The opening decree promulgating the OCDA calls the church building “a special image of the Church, which is God’s temple built from living stones.” Accordingly, the very first words introducing “The Order of Laying a Foundation Stone” (LFS) urge that the faithful “be reminded that the structure to be built of stone will be a visible sign of the living Church, God’s building, which they themselves constitute”.
It then footnotes two sources. The first, 1 Corinthians 3:9, calls the Church in Corinth “God’s building.” The second note refers to paragraph 6 of the Second Vatican Council’s document Lumen Gentium, which aptly summarizes this analogous relationship between Christ, the Church, and the church building: “Often the Church has also been called the building of God. The Lord Himself compared Himself to the stone which the builders rejected, but which was made into the cornerstone. On this foundation the Church is built by the apostles, and from it the Church receives durability and consolidation. This edifice has many names to describe it: the house of God in which dwells His family; the household of God in the Spirit; the dwelling place of God among men; and, especially, the holy temple. This Temple, symbolized in places of worship built out of stone, is praised by the Holy Fathers and, not without reason, is compared in the liturgy to the Holy City, the New Jerusalem. As living stones, we here on earth are built into it” (6).
Accordingly, the very first prayer in the ODCA asks that the people present may “grow into the temple of [God’s] glory” in the context of a church building because “places of worship built out of stone” signify that very reality (LFS, 13). The operative theological word here is temple, a building which serves primarily as the place where God dwells with his people, but secondarily as a building outside of fallen time and space which presents a microcosm of glorified, restored creation.[6]
In the Old Testament, the Temple of Solomon was a carefully designed building composed of costly stones perfectly assembled (1 Kings 5:15), and people marveled that its stones were so finely cut as to need no mortar. To enter the Temple was to leave the earth, return to the glorified Garden, and stand in the restorative Presence of God. The Temple was also called the “house” of God, not because it resembled domestic structures, but because God chose to dwell there with his people, much as the genealogical line of Christ was called the “house” of David.
The Temple’s fulfillment occurs when Christ says, “destroy this temple and in three days I will raise it up,” followed by the author’s explanation: “but he spoke of the temple of his body” (John 2:19-21). Christ, then, was the new and perfect “place” where God dwelled with his people, particularly after the Resurrection, where Christ’s body was radiant with divine life. And the Church, which continues Christ’s mission in the world and so “is” Christ, shares a similar structure. Under Christ’s headship, its many members assemble perfectly and make Christ—that is, God’s Presence—known in the world. For this reason, Paul could describe the members of the Church as both “God’s building” and Christ’s Mystical Body (1 Corinthians 3:9; 1 Corinthians 12: 12-31; Colossians 1:18). 1 Peter 2:5 similarly urges Christians to be like living stones built into a spiritual house.

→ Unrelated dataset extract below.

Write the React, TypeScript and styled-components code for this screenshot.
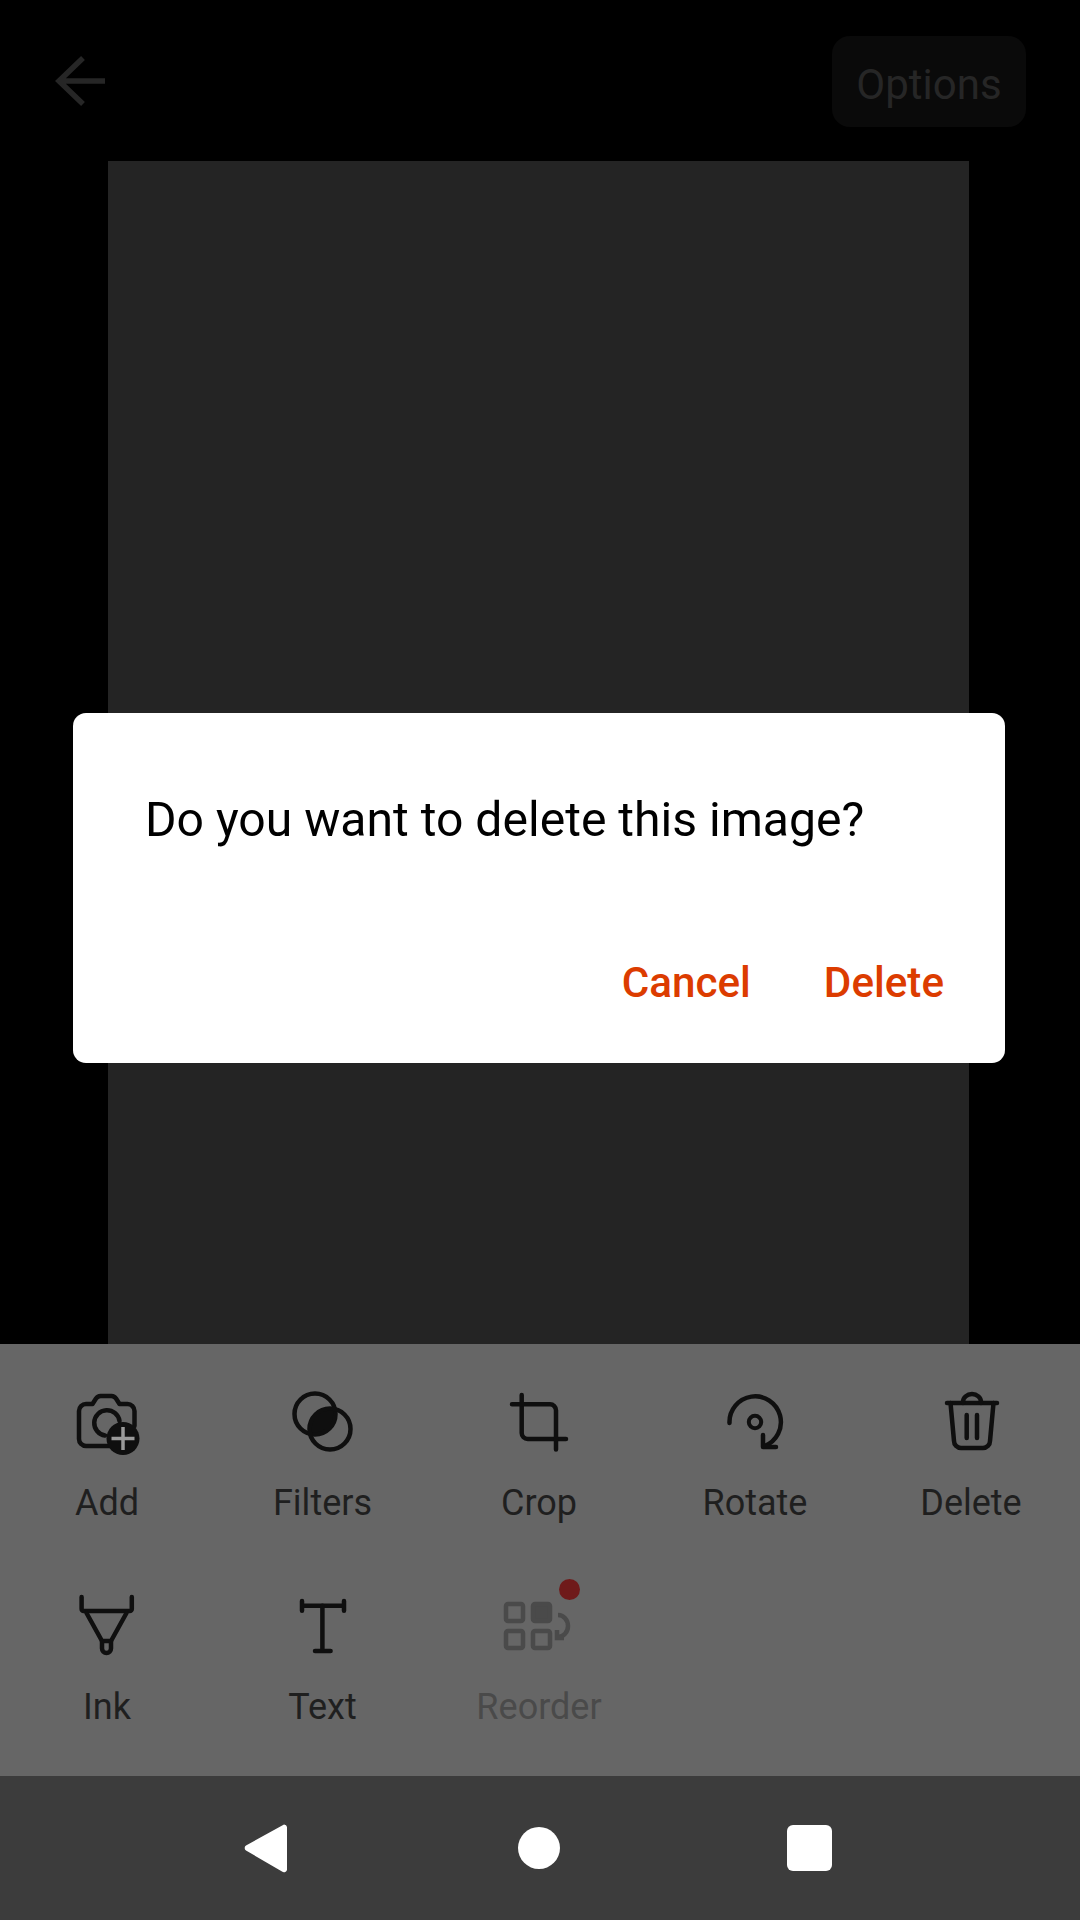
import React from 'react';
import styled, { createGlobalStyle } from 'styled-components';

const GlobalStyle = createGlobalStyle`
  html, body {
    margin: 0;
    padding: 0;
    background: #000;
  }
  * {
    box-sizing: border-box;
  }
`;

const Screen = styled.div`
  position: relative;
  display: flex;
  flex-direction: column;
  width: 1080px;
  height: 1920px;
  overflow: hidden;
  background: #000;
  font-family: Roboto, 'Liberation Sans', sans-serif;
`;

const Header = styled.header`
  display: flex;
  align-items: center;
  justify-content: space-between;
  height: 161px;
  padding: 0 54px 0 47px;
  flex: none;
`;

const BackIcon = styled.svg`
  width: 72px;
  height: 72px;
  fill: none;
  stroke: #262626;
  stroke-width: 5.5;
`;

const OptionsButton = styled.div`
  display: flex;
  align-items: center;
  justify-content: center;
  width: 194px;
  height: 91px;
  margin-top: 1px;
  padding-top: 7px;
  border-radius: 18px;
  background: #0a0a0a;
  color: #262626;
  font-size: 42px;
`;

const PageArea = styled.main`
  flex: 1;
  margin: 0 111px 0 108px;
  background: #242424;
`;

const ToolPanel = styled.section`
  display: grid;
  grid-template-columns: 214px 217px repeat(3, 216px);
  grid-auto-rows: 204px;
  flex: none;
  height: 432px;
  padding-top: 42px;
  background: #666;
`;

const Tool = styled.div<{ $disabled?: boolean }>`
  display: flex;
  flex-direction: column;
  align-items: center;
  color: ${p => (p.$disabled ? '#4a4a4a' : '#1f1f1f')};
`;

const IconBox = styled.div`
  position: relative;
  width: 72px;
  height: 72px;
`;

const ToolIcon = styled.svg`
  display: block;
  width: 72px;
  height: 72px;
  fill: none;
  stroke: currentColor;
  stroke-width: 4.5;
  stroke-linecap: round;
  stroke-linejoin: round;
`;

const ToolIconTint = styled.span<{ $disabled?: boolean }>`
  display: block;
  color: ${p => (p.$disabled ? '#4a4a4a' : '#0f0f0f')};
`;

const Dot = styled.span`
  position: absolute;
  top: -11px;
  left: 56px;
  width: 21px;
  height: 21px;
  border-radius: 50%;
  background: #6f1a1a;
`;

const ToolLabel = styled.span`
  margin-top: 24px;
  font-size: 36px;
  line-height: 42px;
`;

const NavBar = styled.nav`
  display: grid;
  grid-template-columns: 274px 269px 45px;
  align-items: center;
  flex: none;
  height: 144px;
  padding-left: 244px;
  background: #3c3c3c;
`;

const NavBack = styled.svg`
  display: block;
  width: 43px;
  height: 50px;
  fill: #fff;
`;

const NavHome = styled.span`
  width: 42px;
  height: 42px;
  border-radius: 50%;
  background: #fff;
`;

const NavRecents = styled.span`
  width: 45px;
  height: 46px;
  border-radius: 6px;
  background: #fff;
`;

const Dialog = styled.div`
  position: absolute;
  top: 713px;
  left: 73px;
  display: flex;
  flex-direction: column;
  width: 932px;
  height: 350px;
  padding: 77px 61px 0 72px;
  border-radius: 13px;
  background: #fff;
`;

const DialogMessage = styled.p`
  flex: 1;
  margin: 0;
  color: #000;
  font-size: 48.1px;
  line-height: 60px;
`;

const DialogActions = styled.div`
  display: flex;
  justify-content: flex-end;
  gap: 73px;
  padding-bottom: 55px;
`;

const DialogAction = styled.span`
  color: #dc3c00;
  font-size: 42.2px;
  font-weight: 500;
  line-height: 50px;
`;

const AddIcon = () => (
  <ToolIcon viewBox="0 0 72 72">
    <path d="M50 60H15a7 7 0 0 1-7-7V25a7 7 0 0 1 7-7h6.5l3.5-5.5a6 6 0 0 1 4.5-2.5h11a6 6 0 0 1 4.5 2.5l3.5 5.5H56.5a7 7 0 0 1 7 7V40" />
    <path d="M34 49.5A12.7 12.7 0 1 1 48.5 35" />
    <circle cx="52" cy="52.5" r="16.5" fill="#0f0f0f" stroke="none" />
    <path d="M52 41v23M40.5 52.5h23" stroke="#999" strokeWidth="3.5" strokeLinecap="butt" />
  </ToolIcon>
);

const FiltersIcon = () => (
  <ToolIcon viewBox="0 0 72 72">
    <path d="M47.9 23.1A20.5 20.5 0 0 1 23.1 47.9A20.5 20.5 0 0 1 47.9 23.1Z" fill="#0f0f0f" stroke="none" />
    <circle cx="28" cy="28" r="20.5" />
    <circle cx="43" cy="43" r="20.5" />
  </ToolIcon>
);

const CropIcon = () => (
  <ToolIcon viewBox="0 0 72 72">
    <path d="M18.7 9V47a6 6 0 0 0 6 6H63" />
    <path d="M9 18.3H47a6 6 0 0 1 6 6V63.5" />
  </ToolIcon>
);

const RotateIcon = () => (
  <ToolIcon viewBox="0 0 72 72">
    <path d="M10.5 37A25.7 25.7 0 1 1 45.5 60" />
    <path d="M44 49V61H57" />
    <circle cx="36" cy="36" r="6.2" strokeWidth="4" />
  </ToolIcon>
);

const TrashIcon = () => (
  <ToolIcon viewBox="0 0 72 72">
    <path d="M12 17H62" />
    <path d="M28 17v-1a9 8 0 0 1 18 0v1" />
    <path d="M15.5 17L19 55a7 7 0 0 0 7 7H48a7 7 0 0 0 7-7L58.5 17" />
    <path d="M31.7 29V52M42 29V52" />
  </ToolIcon>
);

const InkIcon = () => (
  <ToolIcon viewBox="0 0 72 72" strokeWidth="4">
    <path d="M10.6 7V19a2 2 0 0 0 2 2H58.8a2 2 0 0 0 2-2V7" />
    <path d="M15.5 23L31 51H40L55.5 23" />
    <path d="M31 51V58.5a4.5 4.5 0 0 0 9 0V51" />
  </ToolIcon>
);

const TextIcon = () => (
  <ToolIcon viewBox="0 0 72 72">
    <path d="M15 11V20.7M57 11V20.7M15 15.7H57" />
    <path d="M35.4 15.7V61M28 61H43.6" />
  </ToolIcon>
);

const ReorderIcon = () => (
  <ToolIcon viewBox="0 0 72 72" strokeWidth="4">
    <rect x="3" y="14" width="17" height="17" rx="2" />
    <rect x="30" y="14" width="17" height="17" rx="2" fill="currentColor" />
    <rect x="3" y="41" width="17" height="17" rx="2" />
    <rect x="30" y="41" width="17" height="17" rx="2" />
    <path d="M55 25a10 11 0 0 1 0 22" strokeLinecap="butt" />
    <path d="M54 40V48H61" strokeLinecap="butt" strokeLinejoin="miter" />
  </ToolIcon>
);

const tools = [
  { label: 'Add', icon: <AddIcon /> },
  { label: 'Filters', icon: <FiltersIcon /> },
  { label: 'Crop', icon: <CropIcon /> },
  { label: 'Rotate', icon: <RotateIcon /> },
  { label: 'Delete', icon: <TrashIcon /> },
  { label: 'Ink', icon: <InkIcon /> },
  { label: 'Text', icon: <TextIcon /> },
  { label: 'Reorder', icon: <ReorderIcon />, disabled: true, dot: true },
];

export default function App() {
  return (
    <Screen>
      <GlobalStyle />
      {/* Top bar */}
      <Header>
        <BackIcon viewBox="0 0 72 72">
          <path d="M36 13L12 36L36 59M12 36H58" />
        </BackIcon>
        <OptionsButton>Options</OptionsButton>
      </Header>

      {/* Scanned page */}
      <PageArea />

      {/* Tools */}
      <ToolPanel>
        {tools.map(tool => (
          <Tool key={tool.label} $disabled={tool.disabled}>
            <IconBox>
              <ToolIconTint $disabled={tool.disabled}>{tool.icon}</ToolIconTint>
              {tool.dot && <Dot />}
            </IconBox>
            <ToolLabel>{tool.label}</ToolLabel>
          </Tool>
        ))}
      </ToolPanel>

      {/* Android navigation */}
      <NavBar>
        <NavBack viewBox="0 0 43 50">
          <path d="M40 1.5L2 22.5a3 3 0 0 0 0 5L38 48.5a3 3 0 0 0 5-2.5V4a3 3 0 0 0-3-2.5Z" />
        </NavBack>
        <NavHome />
        <NavRecents />
      </NavBar>

      {/* Delete confirmation */}
      <Dialog>
        <DialogMessage>Do you want to delete this image?</DialogMessage>
        <DialogActions>
          <DialogAction>Cancel</DialogAction>
          <DialogAction>Delete</DialogAction>
        </DialogActions>
      </Dialog>
    </Screen>
  );
}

The comparison is clear: Christ’s own personal body was glorified, made of many members, and through it God dwelled in the world. Christ’s Mystical Body, the Church, sacramentally manifests Christ’s glory, is made of many members, and renders Christ present in the world. The church building follows suit: it is made of many architectural members rightly assembled which become a “sign of the living Church” brought to glory. Church building, then, is not a mere pleasant nicety, but an integral part of Christian revelation which God builds through us, as the ritual itself recalls: “you entrust the construction of sacred buildings to your faithful…grant that they may grow into the temple of your glory…assembled by your hand in the heavenly city” (LFS, 30).
Just as the Father builds the Mystical Body through Christ, he builds church buildings through his Church, and they signify Christ’s Body in the world.